## REQUEST
Give every line from the entries that contains "this".

## EXTRACTED RECORDS
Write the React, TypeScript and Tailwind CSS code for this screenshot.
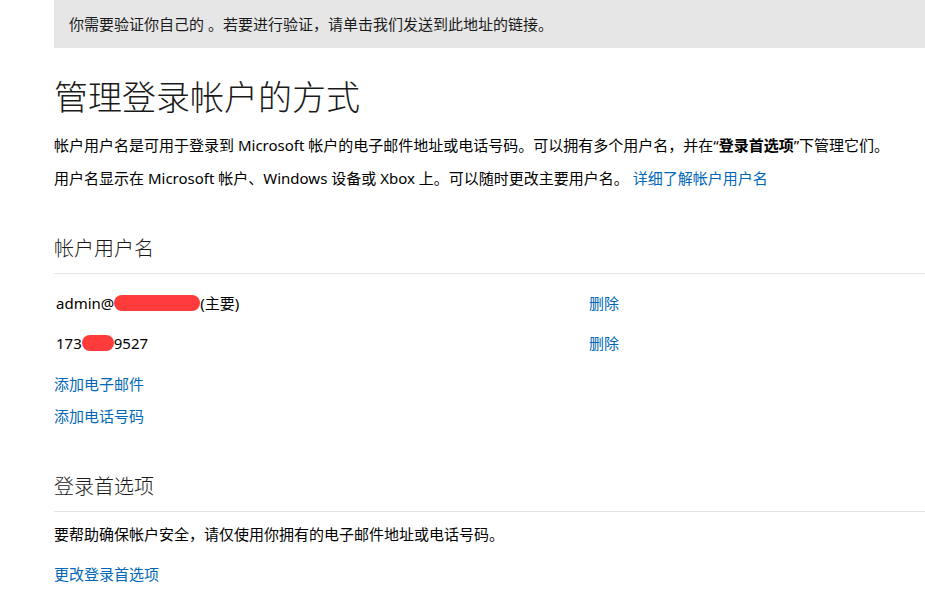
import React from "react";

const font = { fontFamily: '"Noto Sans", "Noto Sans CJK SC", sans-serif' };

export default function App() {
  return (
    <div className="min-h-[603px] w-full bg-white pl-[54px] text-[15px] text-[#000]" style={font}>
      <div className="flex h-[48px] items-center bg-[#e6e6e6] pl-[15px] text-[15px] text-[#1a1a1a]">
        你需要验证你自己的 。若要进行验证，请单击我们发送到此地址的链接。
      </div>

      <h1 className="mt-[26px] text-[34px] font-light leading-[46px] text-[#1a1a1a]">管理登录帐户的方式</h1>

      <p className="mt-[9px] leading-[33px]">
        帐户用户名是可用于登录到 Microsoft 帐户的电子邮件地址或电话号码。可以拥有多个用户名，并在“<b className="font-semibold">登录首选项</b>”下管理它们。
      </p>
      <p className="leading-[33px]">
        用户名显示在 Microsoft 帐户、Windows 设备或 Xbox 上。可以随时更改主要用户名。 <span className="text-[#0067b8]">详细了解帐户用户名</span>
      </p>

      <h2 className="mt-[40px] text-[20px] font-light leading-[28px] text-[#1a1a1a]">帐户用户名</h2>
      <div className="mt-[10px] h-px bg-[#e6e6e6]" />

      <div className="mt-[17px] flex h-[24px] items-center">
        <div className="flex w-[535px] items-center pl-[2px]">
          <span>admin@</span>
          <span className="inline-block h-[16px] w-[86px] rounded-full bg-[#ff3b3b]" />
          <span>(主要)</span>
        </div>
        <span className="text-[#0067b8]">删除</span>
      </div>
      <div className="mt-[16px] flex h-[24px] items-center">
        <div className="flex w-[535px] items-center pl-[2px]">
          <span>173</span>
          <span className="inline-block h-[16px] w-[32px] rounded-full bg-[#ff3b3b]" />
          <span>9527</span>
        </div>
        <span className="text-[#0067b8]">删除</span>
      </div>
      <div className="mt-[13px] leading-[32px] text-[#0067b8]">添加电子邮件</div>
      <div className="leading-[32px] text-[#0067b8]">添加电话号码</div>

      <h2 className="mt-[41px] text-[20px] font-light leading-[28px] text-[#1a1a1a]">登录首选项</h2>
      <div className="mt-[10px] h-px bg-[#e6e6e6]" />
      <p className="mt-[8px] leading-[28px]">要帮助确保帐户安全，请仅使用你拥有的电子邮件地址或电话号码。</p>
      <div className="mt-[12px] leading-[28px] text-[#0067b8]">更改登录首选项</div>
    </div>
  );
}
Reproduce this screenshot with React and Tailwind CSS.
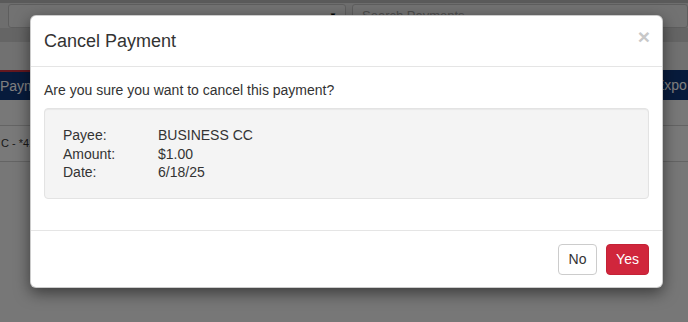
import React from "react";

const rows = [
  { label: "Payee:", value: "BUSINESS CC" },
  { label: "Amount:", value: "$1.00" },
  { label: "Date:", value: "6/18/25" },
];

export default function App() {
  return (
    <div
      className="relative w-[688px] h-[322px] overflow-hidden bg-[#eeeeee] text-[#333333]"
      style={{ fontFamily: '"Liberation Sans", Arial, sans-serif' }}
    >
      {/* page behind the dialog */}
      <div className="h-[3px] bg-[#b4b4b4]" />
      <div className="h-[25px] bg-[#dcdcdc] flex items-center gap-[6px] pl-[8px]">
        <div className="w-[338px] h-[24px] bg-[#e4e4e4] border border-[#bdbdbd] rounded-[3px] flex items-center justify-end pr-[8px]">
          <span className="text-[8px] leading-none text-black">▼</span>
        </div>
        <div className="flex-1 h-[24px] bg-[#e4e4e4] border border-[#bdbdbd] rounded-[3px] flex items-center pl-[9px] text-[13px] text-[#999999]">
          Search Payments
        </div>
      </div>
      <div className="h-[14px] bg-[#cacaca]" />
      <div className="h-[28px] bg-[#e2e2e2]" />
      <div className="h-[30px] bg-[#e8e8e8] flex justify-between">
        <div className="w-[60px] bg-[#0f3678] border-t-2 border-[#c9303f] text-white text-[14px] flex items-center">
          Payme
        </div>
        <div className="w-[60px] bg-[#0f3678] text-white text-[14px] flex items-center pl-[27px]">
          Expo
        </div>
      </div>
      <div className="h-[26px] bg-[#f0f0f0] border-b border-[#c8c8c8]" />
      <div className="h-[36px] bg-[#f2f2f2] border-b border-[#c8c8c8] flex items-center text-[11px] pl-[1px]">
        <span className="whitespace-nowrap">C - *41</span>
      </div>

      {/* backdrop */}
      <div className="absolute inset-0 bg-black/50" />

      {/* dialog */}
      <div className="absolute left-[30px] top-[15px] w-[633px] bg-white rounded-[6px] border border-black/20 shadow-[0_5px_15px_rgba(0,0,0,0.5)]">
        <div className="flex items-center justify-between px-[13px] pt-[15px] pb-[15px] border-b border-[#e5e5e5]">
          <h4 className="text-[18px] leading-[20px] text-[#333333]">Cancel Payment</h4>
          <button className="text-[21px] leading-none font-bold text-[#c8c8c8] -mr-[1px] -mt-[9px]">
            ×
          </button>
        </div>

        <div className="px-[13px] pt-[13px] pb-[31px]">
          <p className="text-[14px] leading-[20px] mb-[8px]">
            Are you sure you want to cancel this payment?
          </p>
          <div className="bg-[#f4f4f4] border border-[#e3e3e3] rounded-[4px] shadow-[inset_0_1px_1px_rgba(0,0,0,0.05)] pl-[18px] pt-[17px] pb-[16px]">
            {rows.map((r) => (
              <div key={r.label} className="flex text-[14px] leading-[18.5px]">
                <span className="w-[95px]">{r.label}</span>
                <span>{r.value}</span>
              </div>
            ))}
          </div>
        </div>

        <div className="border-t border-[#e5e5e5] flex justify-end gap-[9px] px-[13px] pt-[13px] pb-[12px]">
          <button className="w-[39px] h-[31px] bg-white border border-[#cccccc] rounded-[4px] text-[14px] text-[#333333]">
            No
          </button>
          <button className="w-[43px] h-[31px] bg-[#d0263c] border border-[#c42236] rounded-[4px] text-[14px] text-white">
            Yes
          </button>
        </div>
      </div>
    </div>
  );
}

## RIGHT ANSWER
Write the React, TypeScript and Tailwind CSS code for this screenshot.
Reproduce this screenshot with React and Tailwind CSS.
            Are you sure you want to cancel this payment?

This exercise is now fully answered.